** START **
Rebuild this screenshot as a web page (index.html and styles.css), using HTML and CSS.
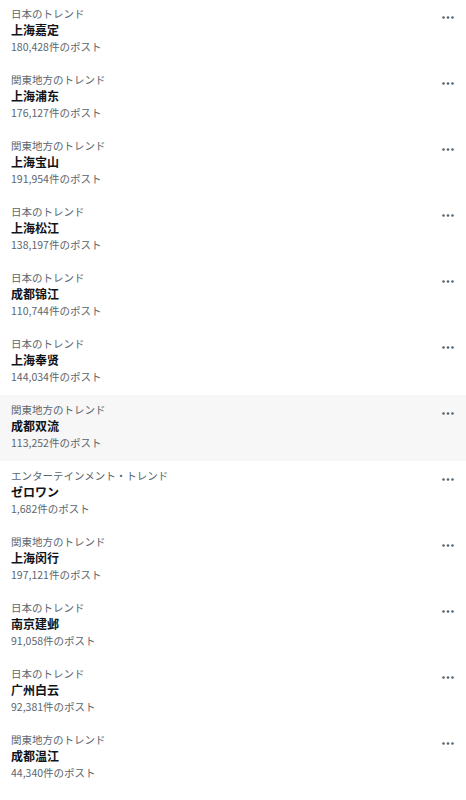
FILE: index.html
```html
<!DOCTYPE html>
<html>
<head>
    <title>トレンド</title>
    <link rel="stylesheet" href="styles.css">
</head>
<body>
    <div class="trends">
        <div class="trend"><div class="info"><span class="label">日本のトレンド</span><span class="name">上海嘉定</span><span class="count">180,428件のポスト</span></div><span class="more"><svg width="12" height="3" viewBox="0 0 12 3"><circle cx="1.5" cy="1.5" r="1.3"/><circle cx="6" cy="1.5" r="1.3"/><circle cx="10.5" cy="1.5" r="1.3"/></svg></span></div>
        <div class="trend"><div class="info"><span class="label">関東地方のトレンド</span><span class="name">上海浦东</span><span class="count">176,127件のポスト</span></div><span class="more"><svg width="12" height="3" viewBox="0 0 12 3"><circle cx="1.5" cy="1.5" r="1.3"/><circle cx="6" cy="1.5" r="1.3"/><circle cx="10.5" cy="1.5" r="1.3"/></svg></span></div>
        <div class="trend"><div class="info"><span class="label">関東地方のトレンド</span><span class="name">上海宝山</span><span class="count">191,954件のポスト</span></div><span class="more"><svg width="12" height="3" viewBox="0 0 12 3"><circle cx="1.5" cy="1.5" r="1.3"/><circle cx="6" cy="1.5" r="1.3"/><circle cx="10.5" cy="1.5" r="1.3"/></svg></span></div>
        <div class="trend"><div class="info"><span class="label">日本のトレンド</span><span class="name">上海松江</span><span class="count">138,197件のポスト</span></div><span class="more"><svg width="12" height="3" viewBox="0 0 12 3"><circle cx="1.5" cy="1.5" r="1.3"/><circle cx="6" cy="1.5" r="1.3"/><circle cx="10.5" cy="1.5" r="1.3"/></svg></span></div>
        <div class="trend"><div class="info"><span class="label">日本のトレンド</span><span class="name">成都锦江</span><span class="count">110,744件のポスト</span></div><span class="more"><svg width="12" height="3" viewBox="0 0 12 3"><circle cx="1.5" cy="1.5" r="1.3"/><circle cx="6" cy="1.5" r="1.3"/><circle cx="10.5" cy="1.5" r="1.3"/></svg></span></div>
        <div class="trend"><div class="info"><span class="label">日本のトレンド</span><span class="name">上海奉贤</span><span class="count">144,034件のポスト</span></div><span class="more"><svg width="12" height="3" viewBox="0 0 12 3"><circle cx="1.5" cy="1.5" r="1.3"/><circle cx="6" cy="1.5" r="1.3"/><circle cx="10.5" cy="1.5" r="1.3"/></svg></span></div>
        <div class="trend hover"><div class="info"><span class="label">関東地方のトレンド</span><span class="name">成都双流</span><span class="count">113,252件のポスト</span></div><span class="more"><svg width="12" height="3" viewBox="0 0 12 3"><circle cx="1.5" cy="1.5" r="1.3"/><circle cx="6" cy="1.5" r="1.3"/><circle cx="10.5" cy="1.5" r="1.3"/></svg></span></div>
        <div class="trend"><div class="info"><span class="label">エンターテインメント・トレンド</span><span class="name">ゼロワン</span><span class="count">1,682件のポスト</span></div><span class="more"><svg width="12" height="3" viewBox="0 0 12 3"><circle cx="1.5" cy="1.5" r="1.3"/><circle cx="6" cy="1.5" r="1.3"/><circle cx="10.5" cy="1.5" r="1.3"/></svg></span></div>
        <div class="trend"><div class="info"><span class="label">関東地方のトレンド</span><span class="name">上海闵行</span><span class="count">197,121件のポスト</span></div><span class="more"><svg width="12" height="3" viewBox="0 0 12 3"><circle cx="1.5" cy="1.5" r="1.3"/><circle cx="6" cy="1.5" r="1.3"/><circle cx="10.5" cy="1.5" r="1.3"/></svg></span></div>
        <div class="trend"><div class="info"><span class="label">日本のトレンド</span><span class="name">南京建邺</span><span class="count">91,058件のポスト</span></div><span class="more"><svg width="12" height="3" viewBox="0 0 12 3"><circle cx="1.5" cy="1.5" r="1.3"/><circle cx="6" cy="1.5" r="1.3"/><circle cx="10.5" cy="1.5" r="1.3"/></svg></span></div>
        <div class="trend"><div class="info"><span class="label">日本のトレンド</span><span class="name">广州白云</span><span class="count">92,381件のポスト</span></div><span class="more"><svg width="12" height="3" viewBox="0 0 12 3"><circle cx="1.5" cy="1.5" r="1.3"/><circle cx="6" cy="1.5" r="1.3"/><circle cx="10.5" cy="1.5" r="1.3"/></svg></span></div>
        <div class="trend"><div class="info"><span class="label">関東地方のトレンド</span><span class="name">成都温江</span><span class="count">44,340件のポスト</span></div><span class="more"><svg width="12" height="3" viewBox="0 0 12 3"><circle cx="1.5" cy="1.5" r="1.3"/><circle cx="6" cy="1.5" r="1.3"/><circle cx="10.5" cy="1.5" r="1.3"/></svg></span></div>
    </div>
</body>
</html>
```

FILE: styles.css
```css
body {
    margin: 0;
    padding: 0;
    background-color: #ffffff;
    font-family: "Noto Sans CJK JP", "Noto Sans", sans-serif;
}

.trends {
    margin-top: -1px;
}

.trend {
    display: flex;
    justify-content: space-between;
    align-items: flex-start;
    height: 66px;
    box-sizing: border-box;
    padding: 7px 11px 0 11px;
}

.trend.hover {
    background-color: #f7f7f7;
}

.info {
    display: flex;
    flex-direction: column;
}

.label {
    font-size: 10.5px;
    line-height: 16px;
    color: #5b6670;
}

.name {
    font-size: 12px;
    line-height: 16px;
    font-weight: bold;
    color: #0f1419;
}

.count {
    font-size: 10.5px;
    line-height: 17px;
    color: #5b6670;
}

.more {
    display: flex;
    padding-top: 10px;
    padding-right: 1px;
    fill: #536471;
}
```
** END **
Go through the material above and copy each line that has the word "styles".

Rebuild this screenshot as a web page (index.html and styles.css), using HTML and CSS.
    <link rel="stylesheet" href="styles.css">
FILE: styles.css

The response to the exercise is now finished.